The dialogues are simple, so is the narrative. But the subtle details are where the magic lies which highlight the ordinary, fleeting gestures in a still light of being devoured. We, as audience are not only exposed to, but also experiencing the innocent and chaste drive of love. Our viewing of the film is an act of consumption, of a matriarchal expression of love. This consumption paves way for a peaceful understanding towards the end of the film, which becomes about two human beings and ‘not’ women just being in love and living with it. Noemie Merlant and Adele Haenel personify this innocent drive of love and every emotion which rides its wave. Much of their acting brilliance lies in their eyes, which gently allow the viewers to step into their world and become a part of their love story.

img courtesy: imdb

The mesmerizing cinematography of the film truly resembles a portrait no matter where a pause is placed. The vibrant colour palette of the film mostly makes use of primary colours to accompany the plainness of the narrative by giving it a warm and naturalistic elegance. Majority of the sequences embody a still eye-level shot and let the gaze of the actors penetrate both the cinematic universe and their audience. The mise-en-scène and shot composition bring forward multiple layers of metaphors, thus establishing a multi-layered meaning to a singular shot.
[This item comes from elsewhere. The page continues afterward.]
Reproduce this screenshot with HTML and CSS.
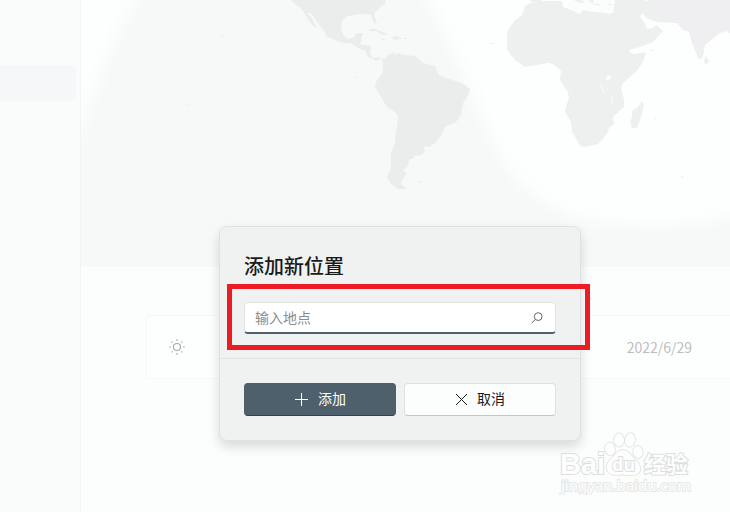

Lastly, the surprising element of the film is its musical choice. The film for the most part allows natural sounds to aid the progressing narrative, which works just as intended by affixing our registration of it. However, when given the chance, the crucial few musical moments of the film bring a prodigious potency to the entireity of the film to make up for their lost screen-time. Simply put, every element of the film ranging from mise-en-scene to editing to sound to shot distance and duration, all work in tandem with the narrative to add multiple layers of naturalism to this tale of intimacy.